Ranger Sport 2wd How high can I go
Ranger Sport 2wd How high can I go
Does anyone know how high I can lift my truck or rear end of my 2010 sport 2wd Ranger before I have to extend the drive shaft?? How high can I go in the rear and what do i do is there an insert or something to add to the drive shaft??
Umm you can do a body lift which will give you 3 inches with zero drivetrain issues. If you get 3 inch lift spindles and do 3 inches in the back (like a lift shackle or blocks) you can probably do 3 inches and some axle shims to straighten out the driveshaft.

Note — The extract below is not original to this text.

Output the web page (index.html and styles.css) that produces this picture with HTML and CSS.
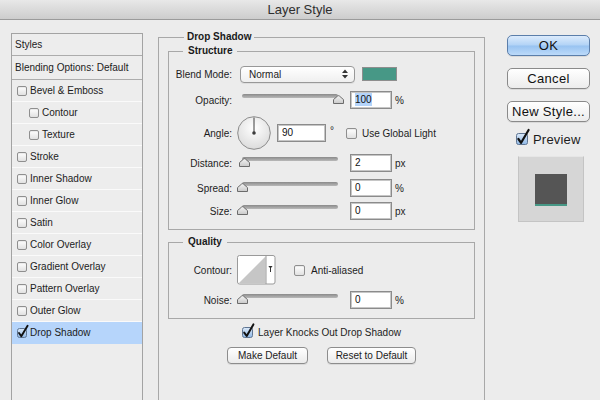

Thanks thats what I figured I have a larger then stock block and an extra spring added now and I figure I have 3" between the 2 in the rear now, and I have pre keys tuned 2 1/4" in the front and sorry I should have been more clear I was meaning with suspension lift I use my truck in fields and on farms but it's also my daily driver so anyway I need suspension lift and not body as I'm not really putting a large tire on it with highway gears but thanks for the info I believe im already 3" in the rear now and don't want to run in to drive shaft problems!
If you do anymore life than just the standard blocks and torsion crank you'll probably want to up the tire size a bit. It will look goofy with little donuts in big a$$ wheel wells.
I mean it just depends what you are trying to achieve the lift for. Looks, functionality, pre-runner. Whatever.
I mean it just depends what you are trying to achieve the lift for. Looks, functionality, pre-runner. Whatever.
Thanks for your reply Masteratarms93, I am currently running p265 75r 15's I have the torsions cranked to the maximum 2 1/4" which is the higest recommended by ready lift, and roughly 3" in the rear between the added larger block and the extra leaf spring, I do use my truck in fields and on farms and like having a higher frame for missing rocks and tree stumps and for ruts etc, I'm at the point because of my highway gears (3:55) that I nneed to re-gear before switching to 33's or I'll have no get up and go fron stops especially when hauling a trailer! The truck is a daly commuter so It does need to be somewhat efficient for me but re- gearing from 3:55 to 3;73 or even 3:88 wont in my opinion kill my MPG's too much and I think in the long run it will save my clutch and wear and tare mainly in town in stop and go and with a load on, anyway the next mod is a re gear then tires later function first!
4:10's would kill me on the highway it's a commuter truck, I know a lt of guys with Yota's with 3:88 and 33's they seem to be the best combo for highway driving and working with, just te rigt amount of get up and go and they seem to hold well on a daily commuter situation, something a little higher then 3:73's but not revving like 4:10's.
I'm aware it's not a Toyota but it's very comparable to the late 9's early 2000's Taco, and those are pretty good numbers what fuel MPG's would you say you get then if your revving at 2000 RPM and are you losing a lot of momentum in up hill climb on the highway at those RPM's or does it hold pretty well?
It does ok on the highway. Cant give accurate mpg as its winter and the cold reduces mpg. And i always seem to find a place to play in the snow which kills mpg.
Honestly though i wouldn't want lower (numerically) gears.
Honestly though i wouldn't want lower (numerically) gears.
hop that helps. we have a friend here who has easily 12" lift without modifying the driveshaft, all suspension.
That's the plan yup. That's why i didn't go 4.56 now. Because I'll go 4.88 when i get 35's. 4.88 would be a bit much for 33's lol.